### [Provided data]
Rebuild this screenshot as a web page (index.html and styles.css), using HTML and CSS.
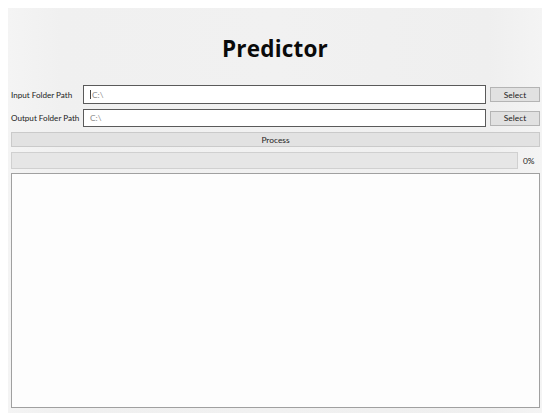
FILE: index.html
```html
<!DOCTYPE html>
<html>
<head>
<meta charset="utf-8">
<link rel="stylesheet" href="styles.css">
</head>
<body>
<div class="window">
  <div class="header"><h1 class="title">Predictor</h1></div>
  <div class="content">
    <div class="path-row row-first">
      <span class="label">Input Folder Path</span>
      <div class="field"><span class="caret"></span><span class="value">C:\</span></div>
      <button class="btn select-btn">Select</button>
    </div>
    <div class="path-row">
      <span class="label">Output Folder Path</span>
      <div class="field"><span class="value">C:\</span></div>
      <button class="btn select-btn">Select</button>
    </div>
    <button class="btn process-btn">Process</button>
    <div class="progress-row">
      <div class="progress"></div>
      <span class="percent">0%</span>
    </div>
    <div class="log"></div>
  </div>
</div>
</body>
</html>
```

FILE: styles.css
```css
html, body {
  margin: 0;
  padding: 0;
  background: #ffffff;
}
body {
  font-family: Lato, "Noto Sans", sans-serif;
  color: #1a1a1a;
}
.window {
  margin: 8px 8px 0 8px;
  width: 534px;
  height: 405px;
  background: linear-gradient(to right, #f4f4f4 0%, #f0f0f0 10%, #f1f1f1 50%, #efefef 90%, #f4f4f4 100%);
  display: flex;
  flex-direction: column;
  box-sizing: border-box;
}
.header {
  height: 77px;
  display: flex;
  align-items: center;
  justify-content: center;
  padding-top: 4px;
  box-sizing: border-box;
}
.title {
  margin: 0;
  font-family: "Open Sans", sans-serif;
  font-weight: 700;
  font-size: 22.5px;
  letter-spacing: 0.2px;
  color: #0a0a0a;
}
.content {
  display: flex;
  flex-direction: column;
  padding: 0 2px 5px 3px;
  flex: 1;
  min-height: 0;
}
.path-row {
  display: grid;
  grid-template-columns: 72px 1fr 50px;
  align-items: center;
  height: 18px;
  margin-bottom: 5px;
}
.row-first {
  height: 19px;
}
.label {
  font-size: 8.1px;
  color: #222;
  white-space: nowrap;
}
.field {
  height: 100%;
  margin-right: 4px;
  box-sizing: border-box;
  background: #fff;
  border: 1.5px solid #5a5a5a;
  display: flex;
  align-items: center;
  padding-left: 6px;
}
.value {
  font-size: 8.4px;
  color: #8a8a8a;
}
.caret {
  width: 1px;
  height: 9px;
  background: #444;
  margin-right: 1px;
}
.btn {
  font-family: Lato, "Noto Sans", sans-serif;
  font-size: 8.4px;
  color: #222;
  background: #e1e1e1;
  border: 1px solid #b4b4b4;
  padding: 0;
  box-sizing: border-box;
}
.select-btn {
  height: 15px;
}
.process-btn {
  height: 15px;
  width: 100%;
  margin-bottom: 5px;
  background: #e2e2e2;
  border-color: #cacaca;
}
.progress-row {
  display: flex;
  align-items: center;
  height: 17px;
  margin-bottom: 4px;
}
.progress {
  width: 507px;
  height: 100%;
  box-sizing: border-box;
  background: #e6e6e6;
  border: 1px solid #d0d0d0;
}
.percent {
  font-size: 8.4px;
  margin-left: 5px;
  color: #222;
}
.log {
  flex: 1;
  background: #fdfdfd;
  border: 1.5px solid #a0a0a0;
  box-sizing: border-box;
}
```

### [The exercise]
Copy all the lines above that hold the string "index".

### [Written response]
Rebuild this screenshot as a web page (index.html and styles.css), using HTML and CSS.
FILE: index.html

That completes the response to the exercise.